Federal Judge in Texas Blocks Biden's Deportation Freeze

migrants being deported line up to get into a school bus

(Johan Ordonez/Getty Images)

The Biden administration’s plan to freeze deportations for 100 days was temporarily blocked again by a federal judge in Texas over a lawsuit arguing the federal government can’t make immigration enforcement changes without first consulting the state.

District Judge Drew Tipton in Victoria, Texas, on Tuesday extended by two weeks a temporary restraining order against the deportation pause that was set to expire. Texas has also requested a longer-lasting injunction that could block the plan during the entire litigation, with a hearing set for Feb. 19, Bloomberg reported.

”The irreparable harm that would accrue to Texas if an extension of the TRO is not granted before consideration of its motion for a preliminary injunction is more substantial than any harm incurred by the defendants,” Tipton wrote, the news service reported.

The order did state, though, the Biden administration "argued that the 100-day pause on removals is necessary to allow" them to take into account "important immigration, foreign policy, and humanitarian considerations,” Fox News reported.

"The Court may ultimately be persuaded by the Defendants’ arguments, but any harm they might incur between now and then does not outweigh the potential for irreparable harm to Texas," Tipton wrote.

Texas Attorney General Ken Paxton last month sued the Biden administration for its move to put a 100 day pause on deportations.

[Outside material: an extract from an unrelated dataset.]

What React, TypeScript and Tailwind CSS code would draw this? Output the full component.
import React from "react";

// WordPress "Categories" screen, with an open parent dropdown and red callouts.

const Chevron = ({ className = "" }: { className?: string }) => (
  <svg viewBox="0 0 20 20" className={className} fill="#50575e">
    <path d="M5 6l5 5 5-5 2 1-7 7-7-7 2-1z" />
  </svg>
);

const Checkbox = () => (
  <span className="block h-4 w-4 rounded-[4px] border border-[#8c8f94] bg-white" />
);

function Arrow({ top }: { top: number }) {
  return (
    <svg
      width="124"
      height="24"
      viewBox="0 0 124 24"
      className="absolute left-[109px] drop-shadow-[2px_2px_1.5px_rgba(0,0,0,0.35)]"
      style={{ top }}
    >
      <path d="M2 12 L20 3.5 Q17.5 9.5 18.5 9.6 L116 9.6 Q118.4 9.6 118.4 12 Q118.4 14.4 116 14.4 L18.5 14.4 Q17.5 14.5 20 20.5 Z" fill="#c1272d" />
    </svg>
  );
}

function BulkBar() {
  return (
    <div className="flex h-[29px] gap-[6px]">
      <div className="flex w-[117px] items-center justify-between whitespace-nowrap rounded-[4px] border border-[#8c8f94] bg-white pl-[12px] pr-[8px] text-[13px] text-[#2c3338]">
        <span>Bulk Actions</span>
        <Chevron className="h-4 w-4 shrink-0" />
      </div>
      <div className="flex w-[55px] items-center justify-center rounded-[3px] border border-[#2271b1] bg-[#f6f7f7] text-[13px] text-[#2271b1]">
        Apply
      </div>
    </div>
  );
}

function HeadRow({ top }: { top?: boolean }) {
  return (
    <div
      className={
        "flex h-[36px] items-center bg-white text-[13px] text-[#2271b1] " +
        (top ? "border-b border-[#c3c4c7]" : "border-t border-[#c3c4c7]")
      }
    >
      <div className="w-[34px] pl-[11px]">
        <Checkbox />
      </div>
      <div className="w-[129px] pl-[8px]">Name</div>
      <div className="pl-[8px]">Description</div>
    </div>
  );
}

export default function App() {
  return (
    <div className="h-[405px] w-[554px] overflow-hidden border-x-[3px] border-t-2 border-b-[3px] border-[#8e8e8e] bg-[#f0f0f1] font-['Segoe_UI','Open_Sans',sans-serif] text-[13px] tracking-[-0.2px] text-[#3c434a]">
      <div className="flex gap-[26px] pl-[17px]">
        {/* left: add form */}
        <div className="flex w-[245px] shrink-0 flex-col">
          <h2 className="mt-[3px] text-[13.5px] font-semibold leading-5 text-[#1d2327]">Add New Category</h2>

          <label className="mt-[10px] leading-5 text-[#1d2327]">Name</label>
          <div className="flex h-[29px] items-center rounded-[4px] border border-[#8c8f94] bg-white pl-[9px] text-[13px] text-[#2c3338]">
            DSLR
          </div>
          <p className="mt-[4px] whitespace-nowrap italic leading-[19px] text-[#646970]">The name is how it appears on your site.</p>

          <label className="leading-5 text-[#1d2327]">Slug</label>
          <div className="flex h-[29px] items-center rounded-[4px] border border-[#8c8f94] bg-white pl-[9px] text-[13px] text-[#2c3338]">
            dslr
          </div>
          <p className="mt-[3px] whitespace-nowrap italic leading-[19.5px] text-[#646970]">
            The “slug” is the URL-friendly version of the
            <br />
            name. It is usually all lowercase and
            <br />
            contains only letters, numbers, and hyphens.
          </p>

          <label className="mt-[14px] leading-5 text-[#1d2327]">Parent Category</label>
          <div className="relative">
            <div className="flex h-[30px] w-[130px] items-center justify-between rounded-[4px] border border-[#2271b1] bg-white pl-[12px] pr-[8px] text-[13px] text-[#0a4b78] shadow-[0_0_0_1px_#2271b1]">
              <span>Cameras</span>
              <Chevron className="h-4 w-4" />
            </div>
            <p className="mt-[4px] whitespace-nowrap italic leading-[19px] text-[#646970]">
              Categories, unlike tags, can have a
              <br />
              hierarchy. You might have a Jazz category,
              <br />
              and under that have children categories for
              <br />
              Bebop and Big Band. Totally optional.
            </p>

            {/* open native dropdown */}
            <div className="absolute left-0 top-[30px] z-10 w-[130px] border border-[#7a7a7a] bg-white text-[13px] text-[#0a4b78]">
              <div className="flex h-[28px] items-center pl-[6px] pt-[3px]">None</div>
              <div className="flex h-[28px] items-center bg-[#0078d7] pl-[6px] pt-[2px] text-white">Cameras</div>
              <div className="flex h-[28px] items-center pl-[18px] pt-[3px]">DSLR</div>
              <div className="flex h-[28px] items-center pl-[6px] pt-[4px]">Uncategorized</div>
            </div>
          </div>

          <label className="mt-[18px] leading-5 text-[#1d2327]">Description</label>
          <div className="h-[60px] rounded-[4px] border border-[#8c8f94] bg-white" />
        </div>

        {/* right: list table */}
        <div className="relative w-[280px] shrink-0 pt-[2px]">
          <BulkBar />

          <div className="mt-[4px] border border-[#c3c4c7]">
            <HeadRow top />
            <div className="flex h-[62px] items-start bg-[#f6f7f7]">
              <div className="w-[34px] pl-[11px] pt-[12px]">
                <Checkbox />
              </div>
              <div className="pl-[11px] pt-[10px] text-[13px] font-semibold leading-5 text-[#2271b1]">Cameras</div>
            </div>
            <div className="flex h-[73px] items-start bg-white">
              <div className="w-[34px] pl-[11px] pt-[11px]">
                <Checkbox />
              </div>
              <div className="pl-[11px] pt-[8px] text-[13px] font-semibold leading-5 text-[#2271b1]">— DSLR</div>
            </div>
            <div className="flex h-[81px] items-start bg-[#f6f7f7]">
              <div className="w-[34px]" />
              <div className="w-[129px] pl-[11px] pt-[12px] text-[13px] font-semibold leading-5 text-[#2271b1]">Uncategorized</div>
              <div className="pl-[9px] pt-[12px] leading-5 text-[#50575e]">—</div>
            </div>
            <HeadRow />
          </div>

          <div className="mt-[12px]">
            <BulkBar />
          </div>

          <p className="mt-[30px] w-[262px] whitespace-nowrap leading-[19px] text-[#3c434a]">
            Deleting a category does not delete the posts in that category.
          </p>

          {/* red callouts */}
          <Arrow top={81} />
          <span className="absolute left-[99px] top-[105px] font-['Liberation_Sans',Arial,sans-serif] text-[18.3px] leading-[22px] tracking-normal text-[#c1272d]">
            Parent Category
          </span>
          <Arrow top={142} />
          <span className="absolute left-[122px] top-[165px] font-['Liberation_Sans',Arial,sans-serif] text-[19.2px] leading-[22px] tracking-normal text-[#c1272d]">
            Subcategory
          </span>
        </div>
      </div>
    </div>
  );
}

Paxton’s lawsuit claims the Biden administration would be violating an agreement it has with the Department of Homeland Security, and would require at least 180 days’ notice, as well as consultation, prior to implementing changes in immigration policy, Fox News reported.

President Joe Biden has pledged to move forward with a deportation moratorium, which took effect Friday, as his administration resets its approach toward immigration, Fox News noted. Non-citizens who have engaged in, or who are suspected to have engaged in, terrorism and espionage can still be deported.